US election laws make it very difficult for a third-party candidate to make the ballot. And with an irritated donor base consisting of corporate chieftains who don't like being ignored by peckerwoods and no-nothings, one would expect to see campaign money backing GOP party regulars in a majority of the cases.

The risks are self-evident, including a split of the right-wing vote to an extent that could lose a significant amount of GOP seats in swing-type districts. But in gerrymandered "safe" districts, I can't think of any reason why a new "moderate" Republican couldn't win the seat of an incumbent Tea Partier.

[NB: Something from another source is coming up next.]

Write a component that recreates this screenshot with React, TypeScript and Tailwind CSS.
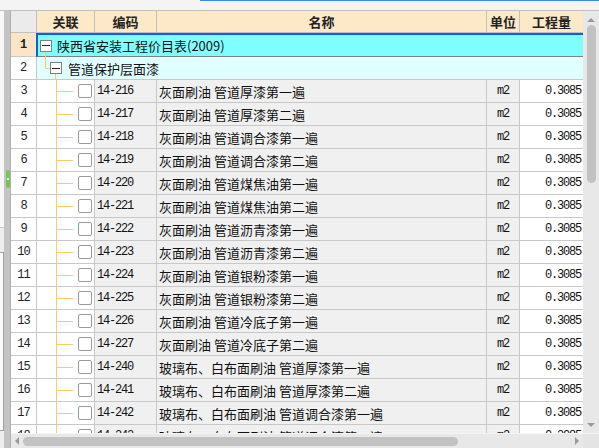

Republicans would surely lose the House. But let's face it, they've rarely controlled the House since the Great Depression. Yet the GOP has marched the whole country toward the end of the plank of representative democracy since Ronald Reagan smirked his way into the hearts of disillusioned Baby Boomers (i.e., dudes who couldn't tag enough pussy in the 1970s). Business as usual could return, and we could resume the lurch toward rule by transnational corporations---Republicans dragging regular people there kicking and screaming, alternating with the silky persuasive stylings of hip hierarchs like Barack Hussein Obama and Hillary Rodham Clinton.

Mr. Boehner: feel free to take my advice, but not that you owe me one jumbo Swiss bank safe deposit box stuffed with stocks, bonds, and lots of green stuff from Lloyd Blankfein's wallet.